--- START OF DATA PROVIDED ---
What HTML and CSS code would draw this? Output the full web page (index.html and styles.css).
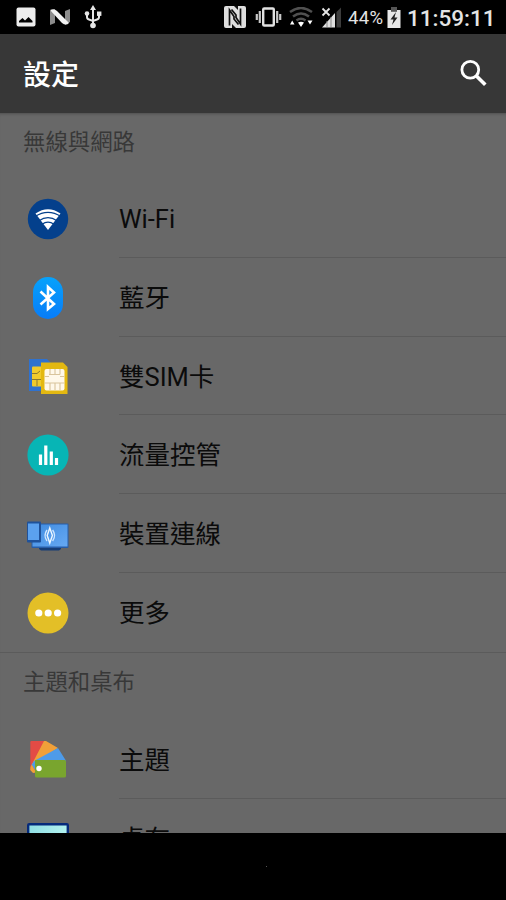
FILE: index.html
```html
<!DOCTYPE html>
<html lang="zh-Hant">
<head>
    <meta charset="UTF-8">
    <meta name="viewport" content="width=device-width, initial-scale=1.0">
    <title>設定</title>
    <link rel="stylesheet" href="styles.css">
</head>
<body>
    <div class="phone">
        <div class="status-bar">
            <div class="status-left">
                <svg width="20" height="20" viewBox="0 0 20 20">
                    <rect x="0.5" y="0.5" width="19" height="19" rx="2" fill="#ececec"/>
                    <path d="M3 15.5 V14 L6.5 11 L9 13.5 L12.5 10 L16.5 14 V15.5 Z" fill="#000"/>
                </svg>
                <svg width="22" height="18" viewBox="0 0 22 18">
                    <path d="M1 3 L6 1 V15 L1 17 Z M16 3 L21 1 V14 L16 17 Z" fill="#8c8c8c"/>
                    <path d="M1 2 Q5 0 8 3 L20 15 Q17 18 13 15 Z" fill="#f2f2f2"/>
                </svg>
                <svg width="18" height="24" viewBox="0 0 18 24">
                    <path d="M9 4 V20 M3 8 V12 Q3 14 5 14.5 L9 16 L13 14.5 Q15 14 15 12 V8" fill="none" stroke="#e6e6e6" stroke-width="2"/>
                    <path d="M9 0 L12 5 H6 Z" fill="#e6e6e6"/>
                    <circle cx="3" cy="8.5" r="2.3" fill="#e6e6e6"/>
                    <rect x="13" y="6.5" width="4.4" height="4.4" fill="#e6e6e6"/>
                    <circle cx="9" cy="20.5" r="2.8" fill="#e6e6e6"/>
                </svg>
            </div>
            <div class="status-right">
                <svg class="nfc" width="24" height="24" viewBox="0 0 24 24">
                    <rect x="1" y="1" width="22" height="22" rx="2" fill="#dedede"/>
                    <path d="M6.5 20.5 V5 L11 11.5 V14 L15.5 19.5 M17.5 3.5 V19 L13 12.5 V10 L8.5 4.5" fill="none" stroke="#111" stroke-width="1.7"/>
                    <path d="M9 23 V19 L13 23 Z M11 1 H15 V5 Z" fill="#111"/>
                </svg>
                <svg class="vibrate" width="27" height="20" viewBox="0 0 27 20">
                    <rect x="8.2" y="1.5" width="10.6" height="17" rx="1" fill="none" stroke="#e2e2e2" stroke-width="2.4"/>
                    <path d="M4.8 4 V16 M22.2 4 V16 M1.8 7 V13 M25.2 7 V13" fill="none" stroke="#c8c8c8" stroke-width="2.2"/>
                </svg>
                <svg class="wifi" width="24" height="20" viewBox="0 0 24 20">
                    <path d="M1 5 Q12 -3 23 5 M4 9.5 Q12 3.5 20 9.5 M7.5 13.5 Q12 10 16.5 13.5" fill="none" stroke="#505050" stroke-width="2.5"/>
                    <path d="M12 20 L9 15.5 Q12 14 15 15.5 Z M1 17.5 L3.2 13.5 L5.5 17.5 Z M18.5 13.5 H23.5 L21 17.5 Z" fill="#fff"/>
                </svg>
                <svg class="signal" width="21" height="21" viewBox="0 0 21 21">
                    <path d="M1 20.5 L14 6 V20.5 Z" fill="#e0e0e0"/>
                    <path d="M15.5 5 L20 0.5 V20.5 H15.5 Z" fill="#3c3c3c"/>
                    <path d="M6 14 V20 M10 10 V20" stroke="#888" stroke-width="1"/>
                    <path d="M1.5 1.5 L8.5 8.5 M8.5 1.5 L1.5 8.5" stroke="#e6e6e6" stroke-width="1.8"/>
                </svg>
                <span class="percent">44%</span>
                <svg class="battery" width="14" height="21" viewBox="0 0 14 21">
                    <path d="M4 0 H10 V4 H4 Z" fill="#555"/>
                    <path d="M0.5 3 H4 V4.5 H10 V3 H13.5 V21 H0.5 Z" fill="#e8e8e8"/>
                    <path d="M9 5 L3.5 12.5 H6.5 L5 18 L10.5 10.5 H7.5 Z" fill="#222"/>
                </svg>
                <span class="clock">11:59:11</span>
            </div>
        </div>

        <div class="app-bar">
            <h1>設定</h1>
            <svg width="28" height="28" viewBox="0 0 28 28">
                <circle cx="10.3" cy="9.8" r="8.4" fill="none" stroke="#fff" stroke-width="2.8"/>
                <path d="M16.2 15.7 L25.3 24.8" stroke="#fff" stroke-width="3.6"/>
            </svg>
        </div>

        <div class="content">
            <!-- Wireless & networks -->
            <div class="section">
                <h2>無線與網路</h2>
                <div class="row">
                    <svg class="icon" viewBox="0 0 42 42">
                        <circle cx="21" cy="21" r="20.2" fill="#04408c"/>
                        <path d="M21 32 L8.5 15.5 Q21 7 33.5 15.5 Z" fill="#fff"/>
                        <path d="M8 18.6 Q21 10 34 18.6 M12 22.8 Q21 16.5 30 22.8 M15 26.2 Q21 22 27 26.2" fill="none" stroke="#04408c" stroke-width="1.2"/>
                    </svg>
                    <div class="label">Wi-Fi</div>
                </div>
                <div class="row">
                    <svg class="icon" viewBox="0 0 42 42">
                        <defs>
                            <linearGradient id="bt" x1="0" y1="0" x2="0" y2="1">
                                <stop offset="0" stop-color="#06a2fb"/>
                                <stop offset="1" stop-color="#087cf8"/>
                            </linearGradient>
                        </defs>
                        <rect x="6" y="0" width="30" height="42" rx="15" fill="url(#bt)"/>
                        <path d="M13.5 14.5 L27 27 L21 32 V10 L27 15.5 L13.5 27.5" fill="none" stroke="#fff" stroke-width="2.6"/>
                    </svg>
                    <div class="label">藍牙</div>
                </div>
                <div class="row">
                    <svg class="icon" viewBox="0 0 42 42">
                        <path d="M2 3 H20 L25 8 V35 H2 Z" fill="#2f72cf"/>
                        <rect x="5" y="10.5" width="12" height="20" rx="1" fill="#f0ca2c"/>
                        <path d="M5 17.5 H10 L13 15 M5 23.5 H15 M10 23.5 V30" fill="none" stroke="#8a7a30" stroke-width="1"/>
                        <path d="M14 6.5 H36 L40.5 11 V38 H14 Z" fill="#e3b811"/>
                        <rect x="17.5" y="13" width="20" height="21.5" rx="2" fill="#fff8ea"/>
                        <path d="M22 18.5 H33 M23 13 V18.5 M28 13 V18.5 M33 13 V18.5 M17.5 20.5 H22 M33 20.5 H37.5 M17.5 27 H37.5 M23 27 V34 M28 27 V34 M33 27 V34" fill="none" stroke="#d9c49c" stroke-width="1.1"/>
                    </svg>
                    <div class="label">雙SIM卡</div>
                </div>
                <div class="row">
                    <svg class="icon" viewBox="0 0 42 42">
                        <circle cx="21" cy="21" r="20.6" fill="#07b5b5"/>
                        <path d="M13.5 20.5 V31 M18.8 11.5 V31 M24.3 17.5 V31 M29.5 24 V31" fill="none" stroke="#fff" stroke-width="3.2"/>
                    </svg>
                    <div class="label">流量控管</div>
                </div>
                <div class="row">
                    <svg class="icon" viewBox="0 0 42 42">
                        <defs>
                            <linearGradient id="screen" x1="0" y1="0" x2="1" y2="1">
                                <stop offset="0" stop-color="#3f8be0"/>
                                <stop offset="1" stop-color="#66a9f3"/>
                            </linearGradient>
                        </defs>
                        <path d="M12 34 H34 V36 L32 37.5 H14 L12 36 Z" fill="#173d75"/>
                        <rect x="4.5" y="10.5" width="37" height="24.5" rx="1" fill="#275da8"/>
                        <rect x="5.5" y="11.5" width="35" height="22" fill="url(#screen)"/>
                        <rect x="0" y="8.5" width="14" height="21" rx="1" fill="#1f529b"/>
                        <rect x="1" y="10.5" width="11" height="16.5" fill="#5ba1ef"/>
                        <path d="M20 17 Q16 22.5 20 28 M25.6 17 Q29.6 22.5 25.6 28" fill="none" stroke="#cfe6ff" stroke-width="1.4"/>
                        <path d="M22.8 15 L25.4 22.5 L22.8 30 L20.2 22.5 Z" fill="none" stroke="#eef7ff" stroke-width="1.4"/>
                    </svg>
                    <div class="label">裝置連線</div>
                </div>
                <div class="row">
                    <svg class="icon" viewBox="0 0 42 42">
                        <circle cx="21" cy="21" r="20.5" fill="#e3bf27"/>
                        <circle cx="11.8" cy="21" r="3.6" fill="#fff"/>
                        <circle cx="21.2" cy="21" r="3.6" fill="#fff"/>
                        <circle cx="30.6" cy="21" r="3.6" fill="#fff"/>
                    </svg>
                    <div class="label">更多</div>
                </div>
            </div>

            <!-- Themes & wallpaper -->
            <div class="section">
                <h2>主題和桌布</h2>
                <div class="row">
                    <svg class="icon" viewBox="0 0 42 42">
                        <path d="M3.3 3 Q3.3 2 4.3 2 H18 L8 33.5 L3.3 31 Z" fill="#e34b45"/>
                        <path d="M17 2 H19 L31 9 L8 24 L3.5 28 Z" fill="#f0a039"/>
                        <path d="M31 9 L38.5 21 V24 L10 34 L4.5 26 L7 22 Z" fill="#4e9be8"/>
                        <path d="M3.5 28 L5 26 L9 33.5 L6 34 L3.3 31 Z" fill="#f0a039"/>
                        <path d="M8 21 H37.5 Q39 21 39 22.5 V37 Q39 38.5 37.5 38.5 H9.5 Q8 38.5 8 37 Z" fill="#79a52e"/>
                        <circle cx="12" cy="29.5" r="2.7" fill="#fff"/>
                    </svg>
                    <div class="label">主題</div>
                </div>
                <div class="row">
                    <svg class="icon" viewBox="0 0 42 42">
                        <defs>
                            <linearGradient id="wall" x1="0" y1="0" x2="1" y2="0">
                                <stop offset="0" stop-color="#8fdee4"/>
                                <stop offset="1" stop-color="#b2f2ef"/>
                            </linearGradient>
                        </defs>
                        <rect x="1.2" y="6.2" width="39.6" height="29" rx="1" fill="url(#wall)" stroke="#052a7b" stroke-width="2.4"/>
                    </svg>
                    <div class="label">桌布</div>
                </div>
            </div>
        </div>

        <div class="nav-bar">
            <span class="nav-dot"></span>
        </div>
    </div>
</body>
</html>
```
FILE: styles.css
```css
* {
    box-sizing: border-box;
}
body {
    margin: 0;
    background-color: #000;
    font-family: Roboto, "Noto Sans CJK TC", sans-serif;
}
.phone {
    display: flex;
    flex-direction: column;
    width: 506px;
    height: 900px;
    overflow: hidden;
}
.status-bar {
    display: flex;
    flex: none;
    justify-content: space-between;
    height: 34px;
    padding: 0 12px 0 16px;
    background-color: #000;
    color: #e4e4e4;
}
.status-left, .status-right {
    display: flex;
    align-items: center;
}
.status-left {
    gap: 13px;
}
.nfc {
    margin-right: 8px;
}
.vibrate {
    margin-right: 7px;
}
.wifi {
    margin-right: 8px;
}
.signal {
    margin-right: 6px;
}
.percent {
    width: 36px;
    margin-right: 3px;
    padding-top: 2px;
    font-size: 18.5px;
    letter-spacing: 0.3px;
    white-space: nowrap;
}
.battery {
    margin-right: 6px;
}
.clock {
    width: 87px;
    padding-top: 2px;
    font-size: 22.5px;
    font-weight: 500;
    white-space: nowrap;
}
.app-bar {
    display: flex;
    flex: none;
    align-items: center;
    justify-content: space-between;
    height: 79px;
    padding: 0 18px 0 23px;
    background-color: #373737;
    color: #fff;
}
h1 {
    margin: 0;
    padding-top: 4px;
    font-size: 28px;
    font-weight: 500;
    line-height: 40px;
}
.content {
    flex: none;
    height: 720px;
    overflow: hidden;
    background-color: #686868;
    box-shadow: inset 0 3px 3px -2px #505050;
}
.section + .section {
    border-top: 1px solid #5b5b5b;
}
h2 {
    height: 66.4px;
    margin: 0;
    padding: 13px 23px 0;
    color: #383838;
    font-size: 22.4px;
    font-weight: 400;
    line-height: 32px;
}
.section + .section h2 {
    height: 67.6px;
}
.row {
    display: flex;
    align-items: center;
    height: 78.7px;
    padding-left: 27px;
}
.icon {
    flex: none;
    width: 42px;
    height: 42px;
    margin: 1px 50px 0 0;
}
.label {
    flex: 1;
    height: 100%;
    border-bottom: 1px solid #5b5b5b;
    color: #0b0b0b;
    font-size: 25.5px;
    line-height: 81px;
}
.row:last-child .label {
    border-bottom: none;
}
.nav-bar {
    display: flex;
    flex: 1;
    align-items: center;
    justify-content: center;
    padding-left: 27px;
    background-color: #000;
}
.nav-dot {
    width: 1px;
    height: 1px;
    background-color: #555;
}
```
--- END OF DATA PROVIDED ---
How many lines of the data contain the word "styles"? Answer with the number alone.

3